Stop comparing the ‘you’ of today to the ‘big dogs’ of today
It’s counter-productive to compare yourself today to Gary Vee today. Embrace the journey of becoming great, and remember that the success you see above the surface is much smaller than the challenges and obstacles Gary Vee had to overcome, or the 18 hour days, which are only visible under the surface.
Something called the Oprah Effect
Oprah Winfrey was once asked how to create the Oprah effect. Her response was fascinating.
“One person cannot create a phenomenon. All one person can do is create something so valuable, so interesting, so compelling, that people’s response to what they create, create’s the phenomenon.”
When you think about Cardone and his business model, think about going into a city and selling your tickets to an event. First, you have to get the meeting with the dealer, sell them the tickets, get them to the event, and then speak for 8 hours.”
“There were times when Cardone was so cheap on money; he couldn’t even spring $150 for a lavalier mic. That’s a brutal business model.”
Cardone followed that model for 20 years. “We’re not talking about 20 days or 2 weeks. We’re talking about a guy that ground it out for 20 years!”
How to find a mentor?
The first thing to consider is this: Are you worthy of someone taking their time and energy to mentor you?
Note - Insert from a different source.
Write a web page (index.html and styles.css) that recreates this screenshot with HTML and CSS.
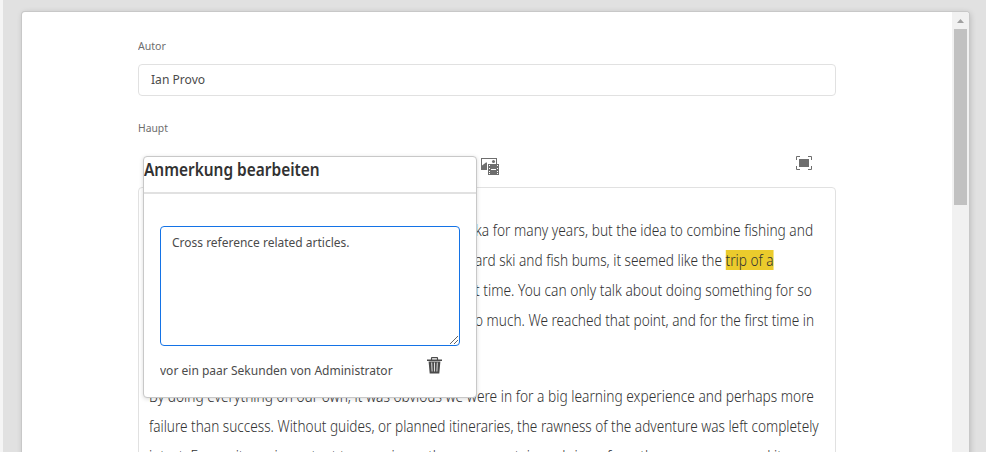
FILE: index.html
```html
<!DOCTYPE html>
<html lang="de">
<head>
<meta charset="utf-8">
<title>Anmerkung bearbeiten</title>
<link rel="stylesheet" href="styles.css">
</head>
<body>
<main class="card">
  <section class="content">
    <div class="label"><span class="t-autor">Autor</span></div>
    <div class="input"><span class="t-name">Ian Provo</span></div>
    <div class="label second"><span class="t-haupt">Haupt</span></div>
    <div class="toolbar">
      <svg class="media" width="18" height="18" viewBox="0 0 18 18"><path d="M0 0H16V6H15V1H1V7.500L5 4.500H6V12H0Z" fill="#6e6e6e"/><circle cx="12.500" cy="3.500" r="1.500" fill="#6e6e6e"/><rect x="7" y="6" width="11" height="11" fill="#6e6e6e"/><path d="M8 7h1v1H8zm0 3h1v1H8zm0 3h1v1H8zm0 2h1v1H8zm8-8h1v1h-1zm0 3h1v1h-1zm0 3h1v1h-1zm0 2h1v1h-1zM10 11h5v1h-5z" fill="#fff"/></svg>
      <svg class="full" width="16" height="14" viewBox="0 0 16 14"><path d="M.5 4V.5H4M12 .5h3.500V4M15.500 10v3.500H12M4 13.500H.5V10" fill="none" stroke="#6e6e6e"/><rect x="3" y="3" width="10" height="8" fill="#6e6e6e"/></svg>
    </div>
    <div class="editor">
      <p class="line behind"><span class="l1">ka for many years, but the idea to combine fishing and</span></p>
      <p class="line behind"><span class="l2">ard ski and fish bums, it seemed like the <mark>trip of a</mark></span></p>
      <p class="line behind"><span class="l3">t time. You can only talk about doing something for so</span></p>
      <p class="line behind"><span class="l4">o much. We reached that point, and for the first time in</span></p>
      <p class="line para"><span class="l5">By doing everything on our own, it was obvious we were in for a big learning experience and perhaps more</span></p>
      <p class="line"><span class="l6">failure than success. Without guides, or planned itineraries, the rawness of the adventure was left completely</span></p>
      <p class="line"><span class="l7">intact. For us, it was important to experience the raw mountain and rivers from the same source and it</span></p>
    </div>
  </section>
  <aside class="scroll"><svg width="7" height="4" viewBox="0 0 7 4"><path d="M0 4 3.500 0 7 4Z" fill="#a0a0a0"/></svg><div class="thumb"></div></aside>
</main>
<section class="popup">
  <h1><span class="t-title">Anmerkung bearbeiten</span></h1>
  <div class="note"><span class="t-note">Cross reference related articles.</span><svg width="8" height="8" viewBox="0 0 8 8"><path d="M0 8 8 0M4 8 8 4" stroke="#555" stroke-width=".9"/></svg></div>
  <footer><span class="t-foot">vor ein paar Sekunden von Administrator</span>
    <svg width="15" height="17" viewBox="0 0 15 17"><path d="M4.500 3V1.200Q4.500.6 5 .6h5q.5 0 .5.600V3" fill="none" stroke="#4b4b4b" stroke-width="1.200"/><path d="M0 2.500h15v1.600H0zM1.600 4.500h11.800l-1.100 12H2.700z" fill="#4b4b4b"/><path d="m4.700 5.500.4 9M7.500 5.500v9M10.300 5.500l-.4 9" stroke="#ddd"/></svg>
  </footer>
</section>
</body>
</html>
```
FILE: styles.css
```css
* { box-sizing: border-box; }
body { margin: 0; width: 986px; height: 452px; overflow: hidden; background: #e1e1e1; border-left: 3px solid #f5f5f5; font-family: "Noto Sans", sans-serif; color: #4b4b4b; position: relative; }
.card { display: flex; margin: 12px 0 0 19px; width: 947px; height: 460px; background: #fff; border-radius: 3px 3px 0 0; box-shadow: 0 0 0 1px #c8c8c8, 1px 1px 6px rgba(0,0,0,.2); overflow: hidden; }
.content { width: 930px; padding: 25px 0 0 116px; }
.label { height: 18px; line-height: 18px; font-size: 11px; color: #6e6e6e; }
.input { width: 698px; height: 32px; margin-top: 9px; border: 1px solid #e1e1e1; border-radius: 4px; padding-left: 11px; line-height: 29px; font-size: 13px; }
.second { margin-top: 23px; }
.toolbar { display: flex; justify-content: space-between; height: 50px; width: 698px; padding: 21px 24px 0 343px; }
.full { margin-top: -2px; }
.editor { width: 698px; height: 300px; border: 1px solid #e1e1e1; border-radius: 4px; padding: 27px 0 0 10px; font-size: 16px; font-weight: 300; color: #323232; }
.line { margin: 0; height: 30px; line-height: 30px; white-space: nowrap; }
.behind { padding-left: 326px; }
.para { margin-top: 46px; }
mark { display: inline-block; height: 20px; line-height: 20px; background: #ebcb2c; color: inherit; }
.line span, .label span, .input span, h1 span, .note span, footer span { display: inline-block; white-space: nowrap; transform-origin: 0 50%; }
.l1 { transform: scaleX(.8575); }
.l2 { transform: scaleX(.853); }
.l3 { transform: scaleX(.86); }
.l4 { transform: scaleX(.852); }
.l5 { transform: scaleX(.859); }
.l6 { transform: scaleX(.851); }
.l7 { transform: scaleX(.856); }
.t-autor { transform: scaleX(.96); }
.t-haupt { transform: scaleX(.94); }
.t-name { transform: translateX(1px) scaleX(.93); }
.t-title { transform: scaleX(.907); }
.t-note { transform: scaleX(.922); }
.t-foot { transform: scaleX(.926); }
.scroll { width: 17px; background: #f1f1f1; display: flex; flex-direction: column; align-items: center; padding-top: 7px; }
.thumb { width: 13px; height: 176px; margin-top: 6px; background: #c1c1c1; }
.popup { position: absolute; left: 140px; top: 156px; width: 334px; height: 242px; background: #fff; border: 1px solid #c8c8c8; border-radius: 4px; box-shadow: 0 1px 4px rgba(0,0,0,.15); }
h1 { margin: 0; height: 37px; border-bottom: 2px solid #e1e1e1; font-size: 17px; line-height: 25px; font-weight: 600; color: #323232; }
.note { width: 300px; height: 120px; margin: 32px 0 0 16px; border: 1px solid #1473e6; border-radius: 4px; padding: 5px 11px; font-size: 13px; line-height: 20px; position: relative; }
.note svg { position: absolute; right: 1px; bottom: 1px; }
footer { display: flex; justify-content: space-between; padding: 11px 34px 0 16px; font-size: 13px; line-height: 26px; }
footer svg { flex: none; margin-left: -20px; }
```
There is no shortage of people who offer lip service, asking when they can be mentored and then never show up.
To find a mentor, you need to show up and be hungry and interested. You need to be willing to do whatever it takes to learn from and be invested in what you can learn.
While in-person mentoring is the holy grail of mentoring, it’s important to be unofficially mentored with the variety of resources available to you. Whether it’s listening to podcasts, or consuming a thought-leader’s content, that information is produced to help people.
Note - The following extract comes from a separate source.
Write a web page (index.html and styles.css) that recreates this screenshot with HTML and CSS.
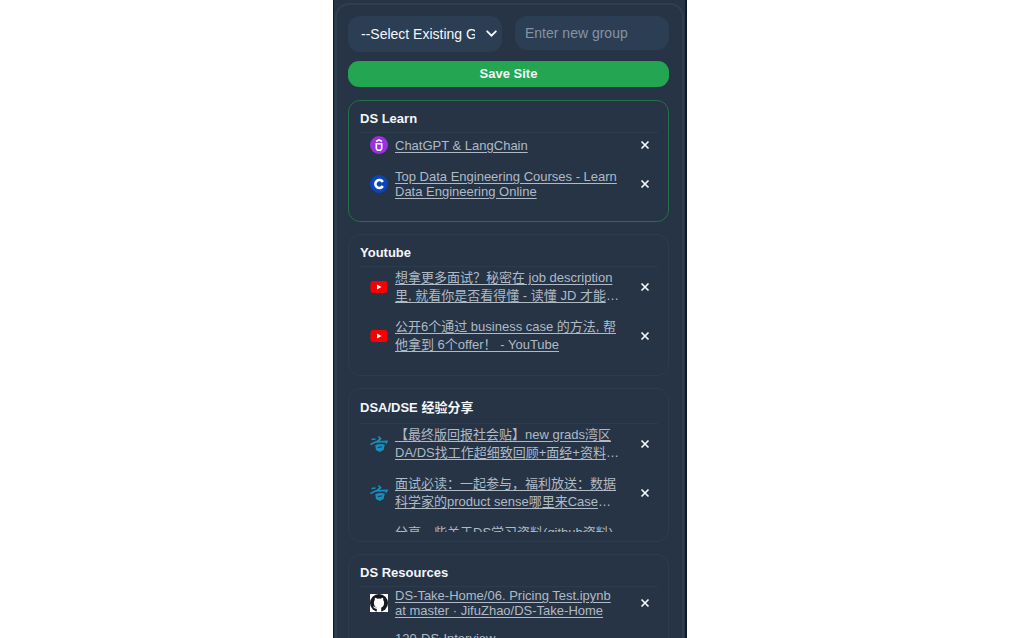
FILE: index.html
```html
<!DOCTYPE html>
<html lang="en">
<head>
<meta charset="utf-8">
<title>Saved sites</title>
<link rel="stylesheet" href="styles.css">
</head>
<body>
<svg class="sprite" aria-hidden="true">
  <symbol id="udemy" viewBox="0 0 18 18"><circle cx="9" cy="9" r="9" fill="#9b30e0"/><path d="M6 5.500 9 3.800l3 1.700M6.300 7v5q0 2.300 2.700 2.300t2.700-2.300V7M6.300 7.700h5.400" fill="none" stroke="#fff" stroke-width="1.600"/></symbol>
  <symbol id="coursera" viewBox="0 0 18 18"><circle cx="9" cy="9" r="9" fill="#0b45bd"/><path d="M12.800 7A4 4 0 1 0 12.800 11" fill="none" stroke="#fff" stroke-width="2.600"/></symbol>
  <symbol id="youtube" viewBox="0 0 18 18"><rect x="0.500" y="3" width="17" height="12" rx="3" fill="#f80000"/><path d="M7 6.500v5L11.600 9z" fill="#fff"/></symbol>
  <symbol id="forum" viewBox="0 0 18 18"><path d="M1.500 4.500 5.500 4M.5 9.500 6 6.800 17 6.300 15.800 8.500M8.500 1.500l2 2.200-3.500 3" fill="none" stroke="#168fc0" stroke-width="1.700"/><path d="M5.200 10.300q4.300-2.200 9.600-.8l-1.200 5.500-4 2-3.600-2z" fill="#168fc0"/><path d="m7.800 12.500 4.200-.6" stroke="#263445" stroke-width="1" fill="none"/></symbol>
  <symbol id="github" viewBox="0 0 18 18"><path fill="#fff" d="M0 0h18v18H0z"/><circle cx="9" cy="9" r="9" fill="#15191e"/><path d="M6.800 18v-3.200c-2.400.3-2.600-1.600-3.900-2.100 1.600-.5 2.100 1.200 3.900.9-1.800-.6-2.900-2.200-2.900-4.900 0-1.200.3-2 .9-2.700-.2-.9-.1-1.600.2-2.300.9 0 1.700.5 2.300 1q1.700-.4 3.400 0c.7-.5 1.400-1 2.300-1 .3.700.4 1.400.2 2.300.6.700.9 1.500.9 2.700 0 2.700-1.100 4.300-2.900 4.900V18z" fill="#fff"/></symbol>
  <symbol id="close" viewBox="0 0 10 10"><path d="m1.500 1.500 7 7m0-7-7 7" fill="none" stroke="#f4f7fa" stroke-width="1.700"/></symbol>
</svg>
<main class="popup">
  <div class="panel">
    <form class="save-form">
      <div class="fields">
        <div class="select-wrap">
          <select class="field group-select" aria-label="Existing group"><option>--Select Existing Group--</option></select>
          <svg class="chevron" viewBox="0 0 12 12" aria-hidden="true"><path d="m2 4 4 4 4-4" fill="none" stroke="#f4f7fa" stroke-width="1.700" stroke-linecap="round"/></svg>
        </div>
        <input class="field group-input" type="text" placeholder="Enter new group" aria-label="New group">
      </div>
      <button class="save" type="button">Save Site</button>
    </form>

    <section class="card active">
      <h2 class="title">DS Learn</h2>
      <ul class="sites">
        <li class="site"><svg class="icon"><use href="#udemy"/></svg><a class="link" href="#">ChatGPT &amp; LangChain</a><button class="remove" type="button" aria-label="Remove"><svg class="cross"><use href="#close"/></svg></button></li>
        <li class="site"><svg class="icon"><use href="#coursera"/></svg><a class="link" href="#">Top Data Engineering Courses - Learn<br>Data Engineering Online</a><button class="remove" type="button" aria-label="Remove"><svg class="cross"><use href="#close"/></svg></button></li>
      </ul>
    </section>

    <section class="card">
      <h2 class="title">Youtube</h2>
      <ul class="sites cjk" lang="zh-CN">
        <li class="site"><svg class="icon"><use href="#youtube"/></svg><a class="link" href="#">想拿更多面试？秘密在 job description<br>里, 就看你是否看得懂 - 读懂 JD 才能<span class="more">…</span></a><button class="remove" type="button" aria-label="Remove"><svg class="cross"><use href="#close"/></svg></button></li>
        <li class="site"><svg class="icon"><use href="#youtube"/></svg><a class="link" href="#">公开6个通过 business case 的方法, 帮<br>他拿到 6个offer！ - YouTube</a><button class="remove" type="button" aria-label="Remove"><svg class="cross"><use href="#close"/></svg></button></li>
      </ul>
    </section>

    <section class="card">
      <h2 class="title cjk" lang="zh-CN">DSA/DSE 经验分享</h2>
      <ul class="sites cjk" lang="zh-CN">
        <li class="site"><svg class="icon"><use href="#forum"/></svg><a class="link" href="#">【最终版回报社会贴】new grads湾区<br>DA/DS找工作超细致回顾+面经+资料<span class="more">…</span></a><button class="remove" type="button" aria-label="Remove"><svg class="cross"><use href="#close"/></svg></button></li>
        <li class="site"><svg class="icon"><use href="#forum"/></svg><a class="link" href="#">面试必读：一起参与，福利放送：数据<br>科学家的product sense哪里来Case<span class="more">…</span></a><button class="remove" type="button" aria-label="Remove"><svg class="cross"><use href="#close"/></svg></button></li>
        <li class="site tall"><svg class="icon"><use href="#forum"/></svg><a class="link" href="#">分享一些关于DS学习资料(github资料)</a></li>
      </ul>
    </section>

    <section class="card">
      <h2 class="title">DS Resources</h2>
      <ul class="sites">
        <li class="site"><svg class="icon"><use href="#github"/></svg><a class="link" href="#">DS-Take-Home/06. Pricing Test.ipynb<br>at master · JifuZhao/DS-Take-Home</a><button class="remove" type="button" aria-label="Remove"><svg class="cross"><use href="#close"/></svg></button></li>
        <li class="site tall"><svg class="icon"><use href="#github"/></svg><a class="link" href="#">120-DS-Interview</a></li>
      </ul>
    </section>
  </div>
</main>
</body>
</html>
```
FILE: styles.css
```css
* { box-sizing: border-box; }

body {
  margin: 0;
  height: 100vh;
  overflow: hidden;
  background: #fff;
  color: #f4f7fa;
  font: 13px/15px "Liberation Sans", "Noto Sans CJK SC", sans-serif;
}

.sprite { display: none; }

.popup {
  width: 100%;
  max-width: 354px;
  height: 100vh;
  overflow: hidden;
  margin: 0 auto;
  padding: 3px 1px 0;
  background: #263445;
  border: solid #101b30;
  border-width: 0 2px 0 1px;
}

.panel {
  min-height: 100vh;
  padding: 11px 13px 12px 11px;
  border: 2px solid #303f4f;
  border-radius: 14px;
}

.save-form { margin-bottom: 13px; }

.fields {
  display: grid;
  grid-template-columns: 1fr 1fr;
  align-items: start;
  gap: 13px;
  margin-bottom: 9px;
}

.select-wrap { position: relative; }

.field {
  display: block;
  width: 100%;
  border: 0;
  border-radius: 12px;
  background: #2c3e54;
  font: 14px/18px "Liberation Sans", sans-serif;
}

.group-select {
  height: 36px;
  padding: 0 27px 0 13px;
  appearance: none;
  color: #f4f7fa;
}

.group-input {
  height: 34px;
  padding: 0 10px;
}

.group-input::placeholder { color: #8593a2; }

.chevron {
  position: absolute;
  top: 11px;
  right: 4px;
  width: 13px;
  height: 13px;
  pointer-events: none;
}

.save {
  display: block;
  width: 100%;
  height: 26px;
  padding: 0 0 2px;
  border: 0;
  border-radius: 11px;
  background: #23a552;
  color: #f4f7fa;
  font: bold 13px/15px "Liberation Sans", sans-serif;
}

.card {
  margin-bottom: 12px;
  padding: 10px 10px 9px 11px;
  border: 1px solid #2d3c4c;
  border-radius: 12px;
}

.card.active { border-color: #257046; }

.title {
  margin: 0;
  padding-bottom: 6px;
  border-bottom: 1px solid #2d3c4c;
  font-size: 13px;
  line-height: 15px;
}

.cjk { line-height: 18px; }

.sites {
  max-height: 108px;
  margin: 0;
  padding: 1px 0 0 10px;
  overflow: hidden;
  list-style: none;
}

.site {
  display: flex;
  align-items: center;
  min-height: 22px;
  margin-bottom: 13px;
}

.cjk .site { margin-bottom: 12px; }
.cjk .link { padding-top: 1px; }

.site.tall { align-items: flex-start; min-height: 36px; }
.site.tall .icon { margin-top: 9px; }

.icon {
  flex: none;
  width: 18px;
  height: 18px;
  margin-right: 7px;
}

.link {
  flex: 1;
  color: #b0bac5;
  white-space: nowrap;
  text-underline-offset: 2px;
}

.more { display: inline-block; }

.remove {
  display: flex;
  padding: 4px;
  margin-right: 4px;
  border: 0;
  background: none;
}

.cross { width: 10px; height: 10px; }
```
Networking events and conferences are a great way to meet people and connect with potential mentors. While it’s not necessary to formally ask, “Can you be my mentor?” (because that’s awkward), you begin to form relationships of trust with key players. Continue to develop those relationships and be available to learn whenever the knowledge arrives.
You should want to absorb your potential mentor’s content and be hungry enough to go and get it.